En 1973, Gram Parsons meurt avant d'avoir véritablement réalisé son ambition de produire une « musique américaine cosmique » brassant folk, country, soul et psychédélisme. De ses débuts avec l'International Submarine Band à sa maturation avec les Byrds, puis les Flying Burrito Brothers, jusqu'à ses albums solo et son séjour avec les Rolling Stones à l'époque de l'enregistrement d' « Exile On Main Street », Parsons a été, historiquement, le grand entremetteur de la rencontre entre rock et country.
De sales accoutumances l'empêcheront d'accomplir l'alchimie rêvée. Il faudra attendre un an après la disparition de Parsons pour qu'un autre ancien des Byrds, le taciturne Gene Clark, invente enfin cette extraordinaire « musique américaine cosmique »…

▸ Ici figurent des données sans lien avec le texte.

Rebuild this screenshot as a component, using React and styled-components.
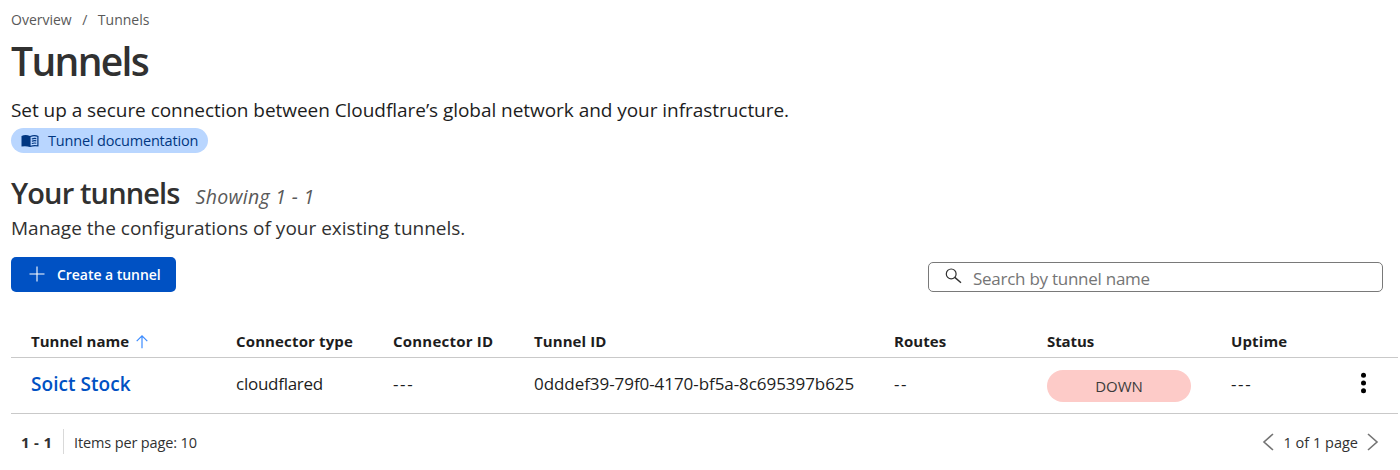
import React from "react";
import styled, { createGlobalStyle } from "styled-components";

const GlobalStyle = createGlobalStyle`
  * { box-sizing: border-box; }
  body {
    margin: 0;
    background: #fff;
    color: #1d1d1d;
    font-family: "Open Sans", "Noto Sans", sans-serif;
  }
  h1, h2, p { margin: 0; }
`;

const Page = styled.main`
  padding: 10px 2px 0 11px;
  height: 470px;
  overflow: hidden;
`;

const Breadcrumbs = styled.nav`
  display: flex;
  gap: 10.5px;
  font-size: 14px;
  line-height: 20px;
  color: #595959;
`;

const Title = styled.h1`
  margin-top: 6px;
  font-size: 39px;
  line-height: 50px;
  font-weight: 600;
  letter-spacing: -1.65px;
  color: #313131;
`;

const Lead = styled.p`
  margin-top: 12px;
  font-size: 19px;
  line-height: 24px;
  letter-spacing: -0.045px;
`;

const DocLink = styled.a`
  display: flex;
  align-items: center;
  width: 197px;
  height: 25px;
  margin-top: 6px;
  padding-left: 10px;
  gap: 9px;
  border-radius: 13px;
  background: #b9d6ff;
  color: #003681;
  font-size: 14.5px;
  line-height: 25px;
  letter-spacing: -0.18px;
  white-space: nowrap;
`;

const SectionHead = styled.div`
  display: flex;
  align-items: baseline;
  gap: 16px;
  height: 40px;
  margin-top: 20px;
`;

const SectionTitle = styled.h2`
  font-size: 29px;
  line-height: 40px;
  font-weight: 600;
  letter-spacing: -0.87px;
  color: #313131;
`;

const Showing = styled.span`
  font-size: 19.5px;
  font-style: italic;
  letter-spacing: 0.3px;
  color: #595959;
`;

const SectionText = styled.p`
  margin-top: 1px;
  font-size: 19px;
  line-height: 28px;
  color: #313131;
`;

const Toolbar = styled.div`
  display: flex;
  justify-content: space-between;
  align-items: flex-end;
  margin-top: 15px;
  padding-right: 15px;
`;

const CreateButton = styled.button`
  display: flex;
  align-items: center;
  gap: 12px;
  width: 165px;
  height: 35px;
  padding: 0 0 0 18px;
  border: 0;
  border-radius: 5px;
  background: #0051c3;
  color: #fff;
  font: 600 14px/35px "Open Sans", "Noto Sans", sans-serif;
  letter-spacing: -0.04px;
  white-space: nowrap;
  svg { margin-bottom: 1px; }
`;

const SearchBox = styled.label`
  display: flex;
  align-items: center;
  gap: 11px;
  width: 455px;
  height: 30px;
  padding-left: 16px;
  border: 1px solid #797979;
  border-radius: 5px;
  svg { margin-bottom: 3px; }
`;

const SearchInput = styled.input`
  flex: 1;
  height: 28px;
  padding: 2px 0 0;
  border: 0;
  outline: 0;
  background: transparent;
  font: 17px/26px "Open Sans", "Noto Sans", sans-serif;
  letter-spacing: -0.26px;
  &::placeholder { color: #757575; opacity: 1; }
`;

const Row = styled.div`
  display: grid;
  grid-template-columns: 205px 157px 141px 360px 153px 184px 121px 1fr;
  align-items: center;
  height: ${(p) => p.$height}px;
  padding-left: 20px;
  border-bottom: 1px solid #c9c9c9;
`;

const Table = styled.section`
  margin-top: 34px;
`;

const HeadCell = styled.div`
  display: flex;
  align-items: center;
  gap: 7px;
  font-size: 15px;
  line-height: 31px;
  font-weight: 700;
  letter-spacing: ${(p) => p.$spacing || 0}px;
  white-space: nowrap;
`;

const Cell = styled.div`
  padding-bottom: 3px;
  font-size: 17px;
  line-height: 26px;
  letter-spacing: ${(p) => p.$spacing || 0}px;
`;

const TunnelLink = styled.a`
  padding-bottom: 3px;
  color: #0051c3;
  font-size: 19px;
  font-weight: 600;
  line-height: 26px;
  letter-spacing: 0.05px;
`;

const Status = styled.div`
  width: 144px;
  height: 32px;
  margin-top: 1px;
  border-radius: 16px;
  background: #fdcbc8;
  color: #3b3b3b;
  font-size: 15px;
  font-weight: 500;
  line-height: 32px;
  text-align: center;
`;

const MenuButton = styled.button`
  display: flex;
  width: 20px;
  height: 26px;
  margin-bottom: 5px;
  padding: 0;
  border: 0;
  background: none;
`;

const Footer = styled.footer`
  display: flex;
  justify-content: space-between;
  align-items: flex-start;
  padding: 15px 19px 0 10px;
  font-size: 14.5px;
  line-height: 27px;
  color: #313131;
`;

const Group = styled.div`
  display: flex;
  align-items: flex-start;
  svg { margin-top: 4px; }
`;

const Range = styled.strong`
  width: 43px;
  height: 25px;
  border-right: 1px solid #d9d9d9;
  font-size: 15px;
  font-weight: 700;
  letter-spacing: 0.3px;
`;

const PageSize = styled.span`
  margin-left: 10px;
  letter-spacing: -0.13px;
`;

const PageCount = styled.span`
  margin: 0 9px 0 10px;
`;

const BookIcon = () => (
  <svg width="18" height="14" viewBox="0 0 18 14">
    <path d="M.5 2Q4.5.2 9 2Q13.500.2 17.500 2V12.600Q13.500 11.500 9 13Q4.500 11.500.5 12.600Z" fill="#003681" />
    <path d="M9.600 2.900Q13 1.500 16.300 2.700V11.300Q13 10.500 9.600 11.700Z" fill="#b9d6ff" />
    <path d="M10.800 5Q13.200 4 15.300 4.600M10.800 7.300Q13.200 6.300 15.300 6.900M10.800 9.600Q13.200 8.600 15.300 9.200" fill="none" stroke="#003681" strokeWidth="1.100" />
  </svg>
);

const PlusIcon = () => (
  <svg width="16" height="16" viewBox="0 0 16 16" fill="none" stroke="#fff" strokeWidth="1.100">
    <path d="M8 .5V15.500M.5 8H15.500" />
  </svg>
);

const SearchIcon = () => (
  <svg width="17" height="16" viewBox="0 0 17 16" fill="none" stroke="#313131" strokeWidth="1.200">
    <circle cx="6.200" cy="5.900" r="4.900" />
    <path d="M9.800 9.400L16 14.800" strokeWidth="1.400" />
  </svg>
);

const SortIcon = () => (
  <svg width="12" height="14" viewBox="0 0 12 14" fill="none" stroke="#3c8cff" strokeWidth="1.200">
    <path d="M6 13.300V1M.7 6.200L6 .9L11.300 6.200" />
  </svg>
);

const DotsIcon = () => (
  <svg width="20" height="26" viewBox="0 0 20 26" fill="#000">
    <circle cx="11.500" cy="5.300" r="2.500" />
    <circle cx="11.500" cy="13" r="2.500" />
    <circle cx="11.500" cy="20.800" r="2.500" />
  </svg>
);

const Chevron = ({ d }) => (
  <svg width="12" height="18" viewBox="0 0 12 18" fill="none" stroke="#747474" strokeWidth="1.600">
    <path d={d} />
  </svg>
);

const columns = [
  ["Connector type", 0.14],
  ["Connector ID", 0.22],
  ["Tunnel ID", 0.08],
  ["Routes", 0.05],
  ["Status", -0.1],
  ["Uptime", 0.12],
];

export default function App() {
  return (
    <Page>
      <GlobalStyle />
      <Breadcrumbs>
        <span>Overview</span>
        <span>/</span>
        <span>Tunnels</span>
      </Breadcrumbs>
      <Title>Tunnels</Title>
      <Lead>Set up a secure connection between Cloudflare’s global network and your infrastructure.</Lead>
      <DocLink>
        <BookIcon />
        Tunnel documentation
      </DocLink>
      <SectionHead>
        <SectionTitle>Your tunnels</SectionTitle>
        <Showing>Showing 1 - 1</Showing>
      </SectionHead>
      <SectionText>Manage the configurations of your existing tunnels.</SectionText>
      <Toolbar>
        <CreateButton>
          <PlusIcon />
          Create a tunnel
        </CreateButton>
        <SearchBox>
          <SearchIcon />
          <SearchInput placeholder="Search by tunnel name" />
        </SearchBox>
      </Toolbar>
      <Table>
        <Row $height={32}>
          <HeadCell>
            Tunnel name
            <SortIcon />
          </HeadCell>
          {columns.map(([label, spacing]) => (
            <HeadCell key={label} $spacing={spacing}>{label}</HeadCell>
          ))}
        </Row>
        <Row $height={56}>
          <TunnelLink>Soict Stock</TunnelLink>
          <Cell $spacing={-0.26}>cloudflared</Cell>
          <Cell $spacing={1.6}>---</Cell>
          <Cell $spacing={-0.06}>0dddef39-79f0-4170-bf5a-8c695397b625</Cell>
          <Cell $spacing={1.6}>--</Cell>
          <Status>DOWN</Status>
          <Cell $spacing={1.6}>---</Cell>
          <MenuButton>
            <DotsIcon />
          </MenuButton>
        </Row>
      </Table>
      <Footer>
        <Group>
          <Range>1 - 1</Range>
          <PageSize>Items per page: 10</PageSize>
        </Group>
        <Group>
          <Chevron d="M11 1L2 9L11 17" />
          <PageCount>1 of 1 page</PageCount>
          <Chevron d="M1 1L10 9L1 17" />
        </Group>
      </Footer>
    </Page>
  );
}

Il y a beaucoup à absorber dans ce « No Other ». C'est le ciel qu'il faut avaler, et par les oreilles encore. À défaut de superlatifs indiqués, décrivons à la façon des Inrockuptibles, cette façon qui consiste à évoquer la musique d'un artiste Alpha ou Beta selon le schéma suivant: « Alpha, c'est la rencontre entre Tom Waits et Lou Reed dans un ghetto afro-américain pendant les émeutes de Watts » ou encore « Beta, c'est le mariage de Diana Ross et Leonard Cohen sur la péniche des Sex Pistols »… Gene Clark, dans ce style balourd, ce pourrait être « les mamours en deltaplane de Pink Floyd et Gram Parsons ».
Premier titre, rythme country, on s'attend au pire quand surviennent des choeurs fervents. Des angelots s'extasient dans le crottin de mustang. Un « Silver Raven » au plumage minéral les disperse funestement. « No Other » convie Sly Stone (ici aux percussions) au souvenir de son funk psychédélique du bon vieux temps. « Strength Of Strings », c'est Nicolas Flamel touillant Pink Floyd et Crosby, Stills, Nash and Young dans la marmite de Timothy Leary. « From A Silver Phial » est gracile comme une ballade de Neil Young. Au milieu de toutes ces merveilles, ce n'est qu'un morceau de plus. « Some Misunderstanding », c'est la revanche de l'homme sur l'oiseau. Ce n'est pas un chanson, c'est un vol de huit minutes. Pour l'anecdote, Gene Clark a quitté les Byrds en 1966 à cause d'une phobie des transports aériens. Cette céleste chanson pourrait en être la cure… « The True One » évoque les Byrds période « Sweetheart Of The Rodeo »: une bluette country psychédélique savamment fagotée. L'album s'achève, avec « Lady Of The North », sur un nouvel envol cotonneux. « Bon Dieu, y va encore nous choper par les ouïes pour nous emmener tout là-haut ce Trismégiste ». Moi, Jésus, si je dois monter un jour au paradis, j'aimerais que ça se fasse sur la musique de Gene, SVP!
Avec l'assurance de mes sentiments distingués!